3.3. Jupyter Notebook Study Design

Each participant was tasked with finding potential errors in one of the four notebooks which contained errors (Versions A or B). Version C was shown to them after their analysis if they wanted to see an error-free version. We aimed to balance the number of participants analyzing each notebook (see Table 2). This task was open-ended in that the participants were allowed to use any method they liked to find potential errors. The only specific instructions given were for them to think aloud whenever possible and to notify the researcher when they thought they had found an error.

We performed two rounds of pilots (with members of our research group) to improve the study task and to confirm our study would provide sufficient observations on error finding strategies. The feedback from the pilots helped us improve the study materials. The supplementary materials contain the task description, interview questions, and Jupyter Notebooks (bodwin22zenodo).

At the start of each study session, we described the task and emphasized that our aim was not to test their skills. Participants were then presented with a Jupyter Notebook and informed that any of the notebook components might contain errors that they should try to identify. We mentioned they could modify the notebook, search the documentation, or use the internet for help.

Each study session consisted of two phases: an observational phase and an interview phase. During the observational phase, participants analyzed the notebook for errors while one researcher observed their behaviours and took notes. Once the participant was satisfied with their analysis of the notebook, we held the interview phase of the study.

The interview began with unstructured questions, using notes from our observations to guide our follow-up questions. Asking these questions immediately after the participant had performed their task was important as their strategies were still fresh in their mind. These unstructured questions were asked to gain insights into a specific approach and why it was used. Following the unstructured part of the interview, additional questions were asked about the participant’s domain of study, how long they had been using Jupyter Notebooks, and the computational notebook they used most often. The complete list of these additional questions is available in a replication package (bodwin22zenodo).

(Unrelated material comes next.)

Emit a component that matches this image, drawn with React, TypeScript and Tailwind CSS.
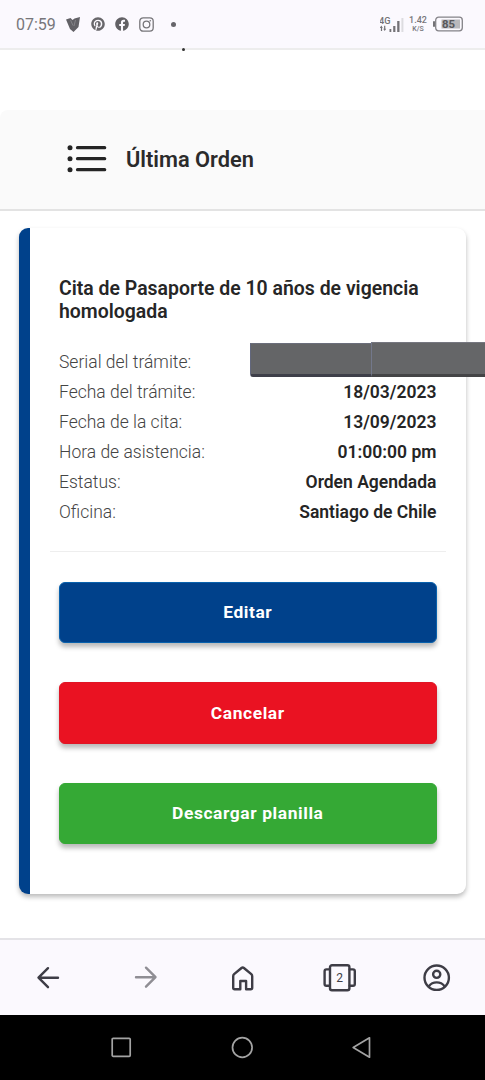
import type { ReactNode } from 'react'
import { FaFacebook, FaPinterest } from 'react-icons/fa'

interface Detail {
  label: string
  value?: string
}

const DETAILS: Detail[] = [
  { label: 'Serial del trámite:' },
  { label: 'Fecha del trámite:', value: '18/03/2023' },
  { label: 'Fecha de la cita:', value: '13/09/2023' },
  { label: 'Hora de asistencia:', value: '01:00:00 pm' },
  { label: 'Estatus:', value: 'Orden Agendada' },
  { label: 'Oficina:', value: 'Santiago de Chile' },
]

const ACTIONS = [
  { label: 'Editar', color: 'bg-[#00418b] border-[#0861ad]' },
  { label: 'Cancelar', color: 'bg-[#ea1222] border-[#e01525]' },
  { label: 'Descargar planilla', color: 'bg-[#35a935] border-[#35a935]' },
]

function StatusBar() {
  return (
    <div className="relative flex h-[50px] items-center justify-between border-b-2 border-[#ededed] bg-[#fbf9fe] pl-4 pr-[22px] text-[#77767a]">
      <div className="flex items-center">
        <span className="w-[50px] pt-[2px] text-base">07:59</span>
        <svg className="h-[15px] w-[14px]" viewBox="0 0 14 15" fill="#626166">
          <path d="M0 2.5 4.5 1 6.5 3 8.5 1.5 14 0 12.5 10 7.5 15 4 12z" />
          <path d="M4.5 3 7 8.5M9.5 3 8 9" stroke="#a5a4a8" strokeWidth="0.5" fill="none" />
        </svg>
        <FaPinterest className="ml-[11px] size-[14px] text-[#68676b]" />
        <FaFacebook className="ml-[10px] size-[14px] text-[#626165]" />
        <svg className="ml-[10px] size-[15px]" viewBox="0 0 15 15" fill="none" stroke="#77767a" strokeWidth="1.3">
          <rect x="0.8" y="0.8" width="13.4" height="13.4" rx="3.4" />
          <circle cx="7.5" cy="7.5" r="3.3" />
          <circle cx="11.3" cy="3.7" r="0.8" fill="#77767a" stroke="none" />
        </svg>
        <span className="ml-[17px] size-[5px] rounded-full bg-[#66656a]" />
      </div>

      <div className="flex items-center">
        <svg className="h-[17px] w-[26px]" viewBox="0 0 26 17" fill="#737276">
          <text x="-1" y="8" fontSize="9" fontWeight="500" textLength="11.5" lengthAdjust="spacingAndGlyphs">4G</text>
          <path d="M-.3 12 1.4 9.6 2.8 12H2.1V15H.9V12zM3.2 12.7h.9v-3h1.2v3h.9L4.7 15z" />
          <rect x="9.5" y="13" width="1.8" height="3" />
          <rect x="13.2" y="10" width="2.2" height="6" />
          <rect x="17.2" y="5" width="2.3" height="11" />
          <rect x="21.4" y="2" width="2" height="14" fill="#dddce0" />
        </svg>
        <div className="ml-[3px] flex w-[18px] flex-col items-center text-[9px] leading-[9px] font-medium">
          <span>1.42</span>
          <span className="text-[7px] leading-[8px]">K/S</span>
        </div>
        <svg className="ml-[6px] h-4 w-[30px]" viewBox="0 0 30 16" fill="none">
          <rect x="0" y="5" width="2" height="6" rx="1" fill="#737276" />
          <rect x="2.7" y="1.2" width="26.6" height="13.6" rx="3" stroke="#848388" strokeWidth="1.3" />
          <rect x="8.5" y="3.5" width="18.5" height="9" fill="#b9b8bc" />
          <text x="9" y="11.8" fontSize="10" fontWeight="700" fill="#58575b" textLength="13" lengthAdjust="spacingAndGlyphs">85</text>
        </svg>
      </div>
      <span className="absolute left-[182px] top-[48px] size-[3px] rounded-full bg-[#333]" />
    </div>
  )
}

function SectionHeader() {
  return (
    <header className="mt-[60px] flex h-[101px] items-center rounded-tl-lg border-b-2 border-[#e3e3e3] bg-[#fafafa] pb-[2px] pl-[67px]">
      <svg className="h-[28px] w-10" viewBox="0 0 40 28" fill="#242424" stroke="#242424" strokeLinecap="round">
        {[2.7, 13.7, 24.7].map((y) => (
          <g key={y}>
            <circle cx="3" cy={y} r="2.5" stroke="none" />
            <path d={`M10.5 ${y}H37.7`} strokeWidth="3.2" />
          </g>
        ))}
      </svg>
      <h1 className="ml-[19px] pt-[3px] text-[21.8px] font-semibold text-[#2b2b2b]">Última Orden</h1>
    </header>
  )
}

// Hides the serial number; runs past the card to the edge of the screen.
function SerialCover() {
  return (
    <div className="absolute -right-[48.5px] -top-[6px] z-10 flex h-[35px] w-[235px] items-end">
      <div className="h-[34px] w-[121px] rounded-bl-[3px] border-b-[3px] border-l border-t border-b-[#3e3f49] border-l-[#62677d] border-t-[#6b6e7b] bg-[#646567]" />
      <div className="h-[35px] flex-1 border-b-[3px] border-l border-t border-b-[#444446] border-l-[#73788b] border-t-[#767780] bg-[#656668]" />
    </div>
  )
}

function OrderCard() {
  return (
    <main className="ml-[19px] mr-[19px] mt-[17px] h-[665.5px] rounded-[9px] border-l-[11px] border-[#00418b] bg-white pl-[29px] pr-[29.5px] pt-[48.5px] shadow-[0_3px_5px_rgba(0,0,0,0.27)]">
      <h2 className="text-[19.45px] leading-[23px] font-semibold text-[#262626]">
        Cita de Pasaporte de 10 años de vigencia homologada
      </h2>

      <dl className="mt-[25px]">
        {DETAILS.map(({ label, value }) => (
          <div key={label} className="relative flex h-[30px] items-center justify-between text-[17.5px]">
            <dt className="font-light text-[#444]">{label}</dt>
            <dd className="font-semibold text-[#252525]">{value ?? <SerialCover />}</dd>
          </div>
        ))}
      </dl>

      <hr className="-mx-[9px] mt-[23.5px] border-[#eee]" />

      <div className="mt-[29.5px] flex flex-col gap-[39px]">
        {ACTIONS.map(({ label, color }) => (
          <button
            key={label}
            className={`h-[61.5px] rounded-[6px] border text-[17.4px] font-bold tracking-[0.6px] text-white shadow-[0_4px_5px_rgba(0,0,0,0.28)] ${color}`}
          >
            {label}
          </button>
        ))}
      </div>
    </main>
  )
}

function NavIcon({ children, dim = false }: { children: ReactNode; dim?: boolean }) {
  return (
    <div className="flex flex-1 justify-center">
      <svg
        className={dim ? 'h-[30px] w-9 text-[#8f8e94]' : 'h-[30px] w-9 text-[#3e3d46]'}
        viewBox="0 0 36 30"
        fill="none"
        stroke="currentColor"
        strokeWidth="2.4"
        strokeLinecap="round"
        strokeLinejoin="round"
      >
        {children}
      </svg>
    </div>
  )
}

function BrowserBar() {
  return (
    <nav className="flex h-[77px] items-center border-t-2 border-[#e4e3e7] bg-[#fbf9fe]">
      <NavIcon>
        <path d="M27 14.7H8M17 5.2 7.5 14.7 17 24.2" />
      </NavIcon>
      <NavIcon dim>
        <path d="M8 14.2H27M18 4.7 27.5 14.2 18 23.7" />
      </NavIcon>
      <NavIcon>
        <path d="M8.2 13.2q0-1.2.9-2l7.4-6.2q1.2-1 2.4 0l7.4 6.2q.9.8.9 2V24.7q0 1.5-1.5 1.5h-4.6V18h-5.8v8.2H9.7q-1.5 0-1.5-1.5z" />
      </NavIcon>
      <NavIcon>
        <rect x="8" y="2.2" width="19.4" height="25" rx="2" />
        <path d="M7.7 6.4H4.4q-1.8 0-1.8 1.8v12.8q0 1.8 1.8 1.8h3.3M27.7 6.4H31q1.8 0 1.8 1.8v12.8q0 1.8-1.8 1.8h-3.3" />
        <text x="17.7" y="18.8" fontSize="12" textAnchor="middle" fill="currentColor" stroke="none">2</text>
      </NavIcon>
      <NavIcon>
        <circle cx="17.7" cy="14.7" r="12.2" />
        <circle cx="17.7" cy="11.3" r="3.6" />
        <path d="M9.9 23.2q2.8-3.8 7.8-3.8t7.8 3.8" />
      </NavIcon>
    </nav>
  )
}

function SystemBar() {
  return (
    <div className="flex h-[65px] items-center bg-black px-[61px]">
      {[
        <rect key="recents" x="2.2" y="2.3" width="18" height="18" rx="1" />,
        <circle key="home" cx="11.3" cy="11.5" r="9.8" />,
        <path key="back" d="M17.5 1.8v19.4L1.2 11.5z" />,
      ].map((shape, i) => (
        <div key={i} className="flex flex-1 justify-center">
          <svg className="size-[23px]" viewBox="0 0 23 23" fill="none" stroke="#a3a3a3" strokeWidth="1.7" strokeLinejoin="round">
            {shape}
          </svg>
        </div>
      ))}
    </div>
  )
}

export default function App() {
  return (
    <div className="flex h-[1080px] w-[485px] flex-col overflow-hidden bg-white font-['Roboto',sans-serif]">
      <StatusBar />
      <SectionHeader />
      <OrderCard />
      <div className="flex-1" />
      <BrowserBar />
      <SystemBar />
    </div>
  )
}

3.4. Data Collection and Analysis

The Zoom video recordings of the studies were uploaded and we analyzed the recordings directly using ATLAS.ti 8555https://atlasti.com/product/what-is-atlas-ti/.. We used an open coding process to code all activities performed by our participants. The first author of this paper performed the initial coding. After the initial coding cycle, discussion sessions were held with the second and fourth authors, where the codes were further analyzed and compared with the findings from previous participants, and refined in an iterative manner.

Throughout our discussion sessions, we identified emergent higher-level groups for the codes and merged some codes:

  • Action: An action that a participant performed.

  • Docs: A specific documentation website that a participant visited.

  • Online Resource: An online resource other than documentation that a participant visited.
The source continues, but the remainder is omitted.